━━━━━ SUPPLIED MATERIAL ━━━━━

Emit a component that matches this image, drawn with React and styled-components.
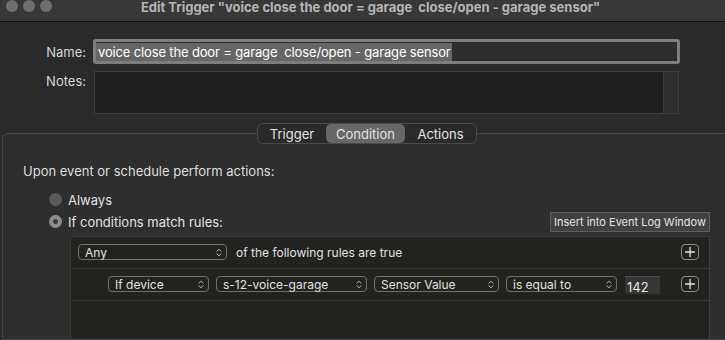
import React from "react";
import styled, { createGlobalStyle } from "styled-components";

const Global = createGlobalStyle`
  html, body { margin: 0; padding: 0; background: #2a2a2a; }
  body { font-family: Inter, "Noto Sans", "Liberation Sans", sans-serif; -webkit-font-smoothing: antialiased; }
  * { box-sizing: border-box; }
`;

const Window = styled.div`
  width: 725px;
  height: 340px;
  overflow: hidden;
  background: #2a2a2a;
  color: #dcdcdc;
  display: flex;
  flex-direction: column;
`;

const TitleBar = styled.div`
  height: 22px;
  flex: none;
  background: #383838;
  border-bottom: 1px solid #141414;
  display: flex;
  align-items: center;
  padding: 0 0 7px 6px;
`;

const Lights = styled.div`
  display: flex;
  gap: 5px;
  margin-top: -3px;
`;

const Light = styled.span`
  width: 12px;
  height: 12px;
  border-radius: 50%;
  background: #6e6e6e;
`;

const Title = styled.div`
  flex: 1;
  text-align: center;
  font-weight: 700;
  font-size: 13px;
  line-height: 15px;
  color: #b4b4b4;
  margin-right: 36px;
  white-space: pre;
`;

const Content = styled.div`
  flex: 1;
  display: flex;
  flex-direction: column;
  padding-top: 17px;
`;

const FormRow = styled.div`
  display: flex;
  align-items: flex-start;
  gap: 7px;
  margin-top: ${p => p.$mt || 0}px;
`;

const Label = styled.div`
  width: 86px;
  text-align: right;
  font-size: 13px;
  line-height: 16px;
  color: #d6d6d6;
  padding-top: ${p => p.$pt || 0}px;
`;

const NameField = styled.div`
  width: 587px;
  height: 25px;
  border: 3px solid #7e7e7e;
  border-radius: 3px;
  background: #2e2e2e;
  display: flex;
  align-items: center;
  font-size: 13px;
  color: #ffffff;
`;

const Selected = styled.span`
  background: #666666;
  padding: 1px 1px 1px 2px;
  line-height: 16px;
  letter-spacing: -0.15px;
  white-space: pre;
`;

const NotesBox = styled.div`
  margin-left: 1px;
  width: 585px;
  height: 43px;
  background: #1f1f1f;
  border: 1px solid #3c3c3c;
  display: flex;
  justify-content: flex-end;
`;

const Scroller = styled.div`
  width: 15px;
  background: #2f2f2f;
  border-left: 1px solid #3a3a3a;
`;

const TabsRow = styled.div`
  display: flex;
  justify-content: center;
  margin-top: 9px;
  padding-left: 9px;
  position: relative;
  z-index: 1;
`;

const Tabs = styled.div`
  display: flex;
  height: 21px;
  border: 1px solid #4a4a4a;
  border-radius: 6px;
  background: #2a2a2a;
  overflow: hidden;
`;

const Tab = styled.div`
  width: ${p => p.$w}px;
  display: flex;
  align-items: center;
  justify-content: center;
  font-size: 13px;
  color: #e2e2e2;
  background: ${p => (p.$active ? "#676767" : "transparent")};
  border-radius: ${p => (p.$active ? "5px" : "0")};
`;

const Box = styled.div`
  margin: -11px -10px 0 2px;
  flex: 1;
  background: #2e2e2e;
  border: 1px solid #454545;
  border-radius: 6px 6px 0 0;
  padding: 29px 24px 0 20px;
  display: flex;
  flex-direction: column;
`;

const Heading = styled.div`
  font-size: 13px;
  line-height: 16px;
  color: #dedede;
`;

const RadioRow = styled.div`
  display: flex;
  align-items: center;
  justify-content: space-between;
  height: 21px;
  margin-top: ${p => p.$mt || 0}px;
  padding-left: 26px;
`;

const RadioLabel = styled.label`
  display: flex;
  align-items: center;
  gap: 6px;
  font-size: 13px;
  color: #e0e0e0;
`;

const RadioDot = styled.span`
  width: 13px;
  height: 13px;
  border-radius: 50%;
  background: ${p => (p.$on ? "#8e8e8e" : "#5a5a5a")};
  display: flex;
  align-items: center;
  justify-content: center;
  &::after {
    content: "";
    width: 5px;
    height: 5px;
    border-radius: 50%;
    background: ${p => (p.$on ? "#3a3a3a" : "transparent")};
  }
`;

const SmallButton = styled.button`
  height: 20px;
  padding: 0 3px;
  margin-top: 1px;
  background: #414141;
  border: 1px solid #5e5e5e;
  color: #e2e2e2;
  font-family: inherit;
  font-size: 11px;
  border-radius: 0;
`;

const Rules = styled.div`
  margin: 4px 0 0 47px;
  flex: 1;
  background: #22221f;
  border-top: 1px solid #3a3a38;
  border-left: 1px solid #3a3a38;
  border-right: 1px solid #3e3e3e;
`;

const RuleRow = styled.div`
  height: 32px;
  border-bottom: 1px solid #3a3a37;
  display: flex;
  align-items: center;
  padding-left: ${p => p.$indent}px;
  padding-right: 10px;
  padding-bottom: 1px;
  gap: 7px;
`;

const Popup = styled.div`
  width: ${p => p.$w}px;
  height: 16px;
  border: 1px solid #6e6e6a;
  border-radius: 4px;
  display: flex;
  align-items: center;
  justify-content: space-between;
  padding: 0 4px 0 6px;
  font-size: 12px;
  color: #e0e0e0;
  flex: none;
`;

const RowText = styled.div`
  font-size: 12px;
  color: #e0e0e0;
  margin-left: 2px;
`;

const ValueField = styled.div`
  width: 35px;
  height: 18px;
  margin-left: 1px;
  margin-top: 2px;
  background: #353535;
  border-top: 1px solid #4a4a4a;
  font-size: 13px;
  color: #e6e6e6;
  padding: 2px 0 0 2px;
  line-height: 16px;
  flex: none;
`;

const Spacer = styled.div`
  flex: 1;
`;

const PlusButton = styled.div`
  width: 18px;
  height: 16px;
  border: 1px solid #8a8a86;
  border-radius: 4px;
  display: flex;
  align-items: center;
  justify-content: center;
  flex: none;
`;

const Chevrons = () => (
  <svg width="6" height="9" viewBox="0 0 6 9" fill="none" stroke="#bdbdbd" strokeWidth="1" strokeLinecap="round" strokeLinejoin="round">
    <path d="M1 3.2 L3 1.2 L5 3.2" />
    <path d="M1 5.8 L3 7.8 L5 5.8" />
  </svg>
);

const Plus = () => (
  <svg width="10" height="10" viewBox="0 0 10 10" stroke="#e6e6e6" strokeWidth="1.3" strokeLinecap="round">
    <path d="M5 0.5 V9.5 M0.5 5 H9.5" />
  </svg>
);

const Select = ({ w, children }) => (
  <Popup $w={w}>
    <span>{children}</span>
    <Chevrons />
  </Popup>
);

export default function App() {
  const name = "voice close the door = garage  close/open - garage sensor";
  return (
    <>
      <Global />
      <Window>
        <TitleBar>
          <Lights>
            <Light />
            <Light />
            <Light />
          </Lights>
          <Title>{`Edit Trigger "${name}"`}</Title>
        </TitleBar>
        <Content>
          <FormRow>
            <Label $pt={5}>Name:</Label>
            <NameField>
              <Selected>{name}</Selected>
            </NameField>
          </FormRow>
          <FormRow $mt={7}>
            <Label $pt={2}>Notes:</Label>
            <NotesBox>
              <Scroller />
            </NotesBox>
          </FormRow>
          <TabsRow>
            <Tabs>
              <Tab $w={68}>Trigger</Tab>
              <Tab $w={79} $active>Condition</Tab>
              <Tab $w={71}>Actions</Tab>
            </Tabs>
          </TabsRow>
          <Box>
            <Heading>Upon event or schedule perform actions:</Heading>
            <RadioRow $mt={10}>
              <RadioLabel>
                <RadioDot />
                Always
              </RadioLabel>
            </RadioRow>
            <RadioRow $mt={1}>
              <RadioLabel>
                <RadioDot $on />
                If conditions match rules:
              </RadioLabel>
              <SmallButton>Insert into Event Log Window</SmallButton>
            </RadioRow>
            <Rules>
              <RuleRow $indent={7}>
                <Select w={149}>Any</Select>
                <RowText>of the following rules are true</RowText>
                <Spacer />
                <PlusButton>
                  <Plus />
                </PlusButton>
              </RuleRow>
              <RuleRow $indent={37}>
                <Select w={101}>If device</Select>
                <Select w={151}>s-12-voice-garage</Select>
                <Select w={125}>Sensor Value</Select>
                <Select w={111}>is equal to</Select>
                <ValueField>142</ValueField>
                <Spacer />
                <PlusButton>
                  <Plus />
                </PlusButton>
              </RuleRow>
            </Rules>
          </Box>
        </Content>
      </Window>
    </>
  );
}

━━━━━

What count of lines in the listing contain the word "React"? Reply with the number only.

■ **RIGHT ANSWER**
2